Effect of combined thermomechanical treatment on structure, mechanical properties, electrochemical behavior and functional corrosion fatigue of biodegradable Fe-30Mn-5Si alloy

Abstract

In present study, the combined thermomechanical treatment (TMT), including the radial-shear rolling (RSR) at 900 °C followed by longitudinal rolling (RSR+LR) at 700 °C, was applied to biodegradable Fe-30Mn-5Si (wt%) alloy. The effect of these TMTs on the microstructure, phase composition, mechanical properties (ultimate tensile strength UTS, apparent yield stress σ0.2, relative elongation to failure δ, Young's modulus E), electrochemical behavior and functional corrosion-fatigue behavior in Hanks’ solution were studied. It was found that RSR leads to the formation of a statically recrystallized γ-austenite structure with an average grain size of 10±3 and 20±3 µm in the peripheral and central zones, respectively. The RSR+LR results in a mixture of dynamically recrystallized and dynamically polygonized structures with the average grain size of 5±1 µm. Moreover, RSR and RSR+LR lead to the formation of a single-phase FCC γ-austenite state compared to reference heat treatment (RHT), where microstructure is characterized by a two-phase state of FCC γ-austenite and HCP ε-martensite with an average grain size of 200–300 µm.

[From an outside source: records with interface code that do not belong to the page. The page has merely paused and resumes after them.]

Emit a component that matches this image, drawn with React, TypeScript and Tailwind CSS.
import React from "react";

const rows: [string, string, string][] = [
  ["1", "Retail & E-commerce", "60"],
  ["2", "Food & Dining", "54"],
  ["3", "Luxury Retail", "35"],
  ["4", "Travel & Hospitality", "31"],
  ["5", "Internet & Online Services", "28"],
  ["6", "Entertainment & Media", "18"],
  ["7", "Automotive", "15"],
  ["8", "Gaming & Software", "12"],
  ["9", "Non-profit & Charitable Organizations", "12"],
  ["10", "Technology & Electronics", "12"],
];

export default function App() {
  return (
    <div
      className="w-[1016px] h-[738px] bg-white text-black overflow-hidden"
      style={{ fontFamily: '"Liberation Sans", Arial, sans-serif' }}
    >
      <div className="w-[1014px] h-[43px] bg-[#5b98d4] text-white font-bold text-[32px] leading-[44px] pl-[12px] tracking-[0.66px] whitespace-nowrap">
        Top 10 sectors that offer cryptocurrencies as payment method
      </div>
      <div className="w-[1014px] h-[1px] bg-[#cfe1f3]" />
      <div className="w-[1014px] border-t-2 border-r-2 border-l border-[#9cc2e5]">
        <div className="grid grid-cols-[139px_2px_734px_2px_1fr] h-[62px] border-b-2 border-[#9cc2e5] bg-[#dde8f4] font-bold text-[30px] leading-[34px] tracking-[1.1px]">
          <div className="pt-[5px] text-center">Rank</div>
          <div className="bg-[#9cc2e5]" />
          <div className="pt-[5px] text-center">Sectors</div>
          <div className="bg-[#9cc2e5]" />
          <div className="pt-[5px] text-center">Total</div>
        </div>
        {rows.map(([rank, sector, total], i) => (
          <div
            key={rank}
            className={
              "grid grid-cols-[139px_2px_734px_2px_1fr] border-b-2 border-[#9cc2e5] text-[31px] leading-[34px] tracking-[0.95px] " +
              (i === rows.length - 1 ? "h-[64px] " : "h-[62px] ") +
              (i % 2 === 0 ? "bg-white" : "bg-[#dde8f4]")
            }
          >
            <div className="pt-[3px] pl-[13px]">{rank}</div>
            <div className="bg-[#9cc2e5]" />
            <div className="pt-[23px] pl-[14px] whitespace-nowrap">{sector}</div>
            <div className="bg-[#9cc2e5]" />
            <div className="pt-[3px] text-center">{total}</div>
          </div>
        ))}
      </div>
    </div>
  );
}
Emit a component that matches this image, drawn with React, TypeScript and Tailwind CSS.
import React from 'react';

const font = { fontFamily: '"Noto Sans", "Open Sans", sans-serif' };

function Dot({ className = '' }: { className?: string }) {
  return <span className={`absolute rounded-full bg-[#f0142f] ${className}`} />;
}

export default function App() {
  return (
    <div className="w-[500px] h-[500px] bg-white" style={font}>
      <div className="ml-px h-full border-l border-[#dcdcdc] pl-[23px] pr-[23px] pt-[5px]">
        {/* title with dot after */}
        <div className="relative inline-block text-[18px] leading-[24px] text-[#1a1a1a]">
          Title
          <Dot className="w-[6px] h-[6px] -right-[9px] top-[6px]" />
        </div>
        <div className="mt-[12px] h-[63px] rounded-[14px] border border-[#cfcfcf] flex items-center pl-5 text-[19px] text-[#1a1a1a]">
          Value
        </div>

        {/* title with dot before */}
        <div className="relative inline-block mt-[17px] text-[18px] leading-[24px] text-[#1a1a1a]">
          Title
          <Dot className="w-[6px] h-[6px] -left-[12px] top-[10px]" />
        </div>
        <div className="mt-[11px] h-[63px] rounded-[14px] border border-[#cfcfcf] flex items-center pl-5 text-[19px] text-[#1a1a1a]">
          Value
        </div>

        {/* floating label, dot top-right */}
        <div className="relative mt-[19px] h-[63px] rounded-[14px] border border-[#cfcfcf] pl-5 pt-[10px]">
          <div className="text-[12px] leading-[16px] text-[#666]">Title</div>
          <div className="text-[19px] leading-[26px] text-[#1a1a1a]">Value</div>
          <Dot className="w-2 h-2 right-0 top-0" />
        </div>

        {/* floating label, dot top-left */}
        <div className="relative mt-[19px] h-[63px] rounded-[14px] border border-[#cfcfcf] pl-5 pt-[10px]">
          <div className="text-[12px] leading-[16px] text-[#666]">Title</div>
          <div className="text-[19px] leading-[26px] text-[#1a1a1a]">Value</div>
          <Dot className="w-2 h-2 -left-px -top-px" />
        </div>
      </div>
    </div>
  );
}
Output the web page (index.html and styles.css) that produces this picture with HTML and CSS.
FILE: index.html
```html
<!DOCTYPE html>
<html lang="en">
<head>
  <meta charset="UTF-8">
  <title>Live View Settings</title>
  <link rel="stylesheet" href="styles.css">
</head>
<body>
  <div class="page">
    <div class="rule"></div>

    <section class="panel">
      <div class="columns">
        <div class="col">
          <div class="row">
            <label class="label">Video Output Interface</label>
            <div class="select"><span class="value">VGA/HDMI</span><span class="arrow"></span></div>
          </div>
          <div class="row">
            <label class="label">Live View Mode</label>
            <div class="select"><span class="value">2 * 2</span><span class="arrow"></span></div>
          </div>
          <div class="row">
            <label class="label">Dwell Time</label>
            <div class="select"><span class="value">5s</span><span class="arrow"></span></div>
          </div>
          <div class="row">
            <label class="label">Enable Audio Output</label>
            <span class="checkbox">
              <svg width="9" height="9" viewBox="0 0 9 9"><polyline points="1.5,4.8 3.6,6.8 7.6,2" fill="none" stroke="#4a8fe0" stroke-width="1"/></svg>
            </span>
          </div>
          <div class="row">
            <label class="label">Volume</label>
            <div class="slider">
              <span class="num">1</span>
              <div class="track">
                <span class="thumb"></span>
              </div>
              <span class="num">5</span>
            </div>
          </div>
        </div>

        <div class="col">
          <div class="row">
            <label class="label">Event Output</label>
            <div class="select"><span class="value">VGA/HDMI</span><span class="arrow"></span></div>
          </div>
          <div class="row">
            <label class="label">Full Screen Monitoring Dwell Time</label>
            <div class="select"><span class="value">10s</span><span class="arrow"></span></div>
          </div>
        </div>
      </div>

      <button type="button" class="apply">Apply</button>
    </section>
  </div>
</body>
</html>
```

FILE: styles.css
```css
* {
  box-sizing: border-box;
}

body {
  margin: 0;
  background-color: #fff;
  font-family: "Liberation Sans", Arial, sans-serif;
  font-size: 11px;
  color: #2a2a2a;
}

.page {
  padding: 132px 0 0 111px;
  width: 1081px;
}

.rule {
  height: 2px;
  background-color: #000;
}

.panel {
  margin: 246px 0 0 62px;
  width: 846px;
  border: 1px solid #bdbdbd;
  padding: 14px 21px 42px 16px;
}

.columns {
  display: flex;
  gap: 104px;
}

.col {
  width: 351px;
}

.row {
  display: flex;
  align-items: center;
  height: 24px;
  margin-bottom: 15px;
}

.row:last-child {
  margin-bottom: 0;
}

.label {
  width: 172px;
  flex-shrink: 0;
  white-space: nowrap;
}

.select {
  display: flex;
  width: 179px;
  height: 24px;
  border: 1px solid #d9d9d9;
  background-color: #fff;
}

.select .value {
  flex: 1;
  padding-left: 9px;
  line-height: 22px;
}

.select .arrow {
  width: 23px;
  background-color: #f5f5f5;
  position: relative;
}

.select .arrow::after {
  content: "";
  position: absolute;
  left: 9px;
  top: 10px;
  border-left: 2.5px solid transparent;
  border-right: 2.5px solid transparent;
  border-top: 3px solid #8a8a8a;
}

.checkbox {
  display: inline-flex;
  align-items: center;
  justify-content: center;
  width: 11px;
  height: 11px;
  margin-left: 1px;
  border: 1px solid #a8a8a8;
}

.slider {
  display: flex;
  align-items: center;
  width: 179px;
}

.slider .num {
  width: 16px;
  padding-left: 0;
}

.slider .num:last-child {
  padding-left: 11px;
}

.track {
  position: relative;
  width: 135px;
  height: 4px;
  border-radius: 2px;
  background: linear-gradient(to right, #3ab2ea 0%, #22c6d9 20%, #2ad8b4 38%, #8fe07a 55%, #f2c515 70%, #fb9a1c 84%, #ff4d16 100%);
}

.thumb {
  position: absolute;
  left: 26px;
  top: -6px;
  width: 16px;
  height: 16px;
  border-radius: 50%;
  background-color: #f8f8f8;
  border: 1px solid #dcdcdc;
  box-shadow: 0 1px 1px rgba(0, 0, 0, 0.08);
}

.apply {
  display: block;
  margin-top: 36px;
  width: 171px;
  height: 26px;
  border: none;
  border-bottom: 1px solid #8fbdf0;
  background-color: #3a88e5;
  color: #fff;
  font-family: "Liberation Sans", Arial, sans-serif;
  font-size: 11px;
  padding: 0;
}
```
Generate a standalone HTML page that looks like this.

Based on static mechanical tensile tests to failure, it was established that RSR and RSR+LR lead to a significant increase of UTS up to 770±21 and 935±55 MPa, σ0.2 up to 300±38 and 490±43 MPa, and δ up to 28±2 and 19±10 %, while maintaining acceptable of E value about 165±29 and 150±8 GPa, respectively as compared to 460±41 MPa, 210±91 MPa, 11±3 %, and 140±14 GPa after RHT. The electrochemical studies showed that single-phase structure (FCC γ-austenite) formed after RSR and RSR+LR leads to the non-critical biodegradation rate lowering as compared to the two-phase state (γ-austenite and ε-martensite) after RHT. Besides RSR and RSR+LR lead to significant improvement of functional corrosion-fatigue life in Hanks’ solution.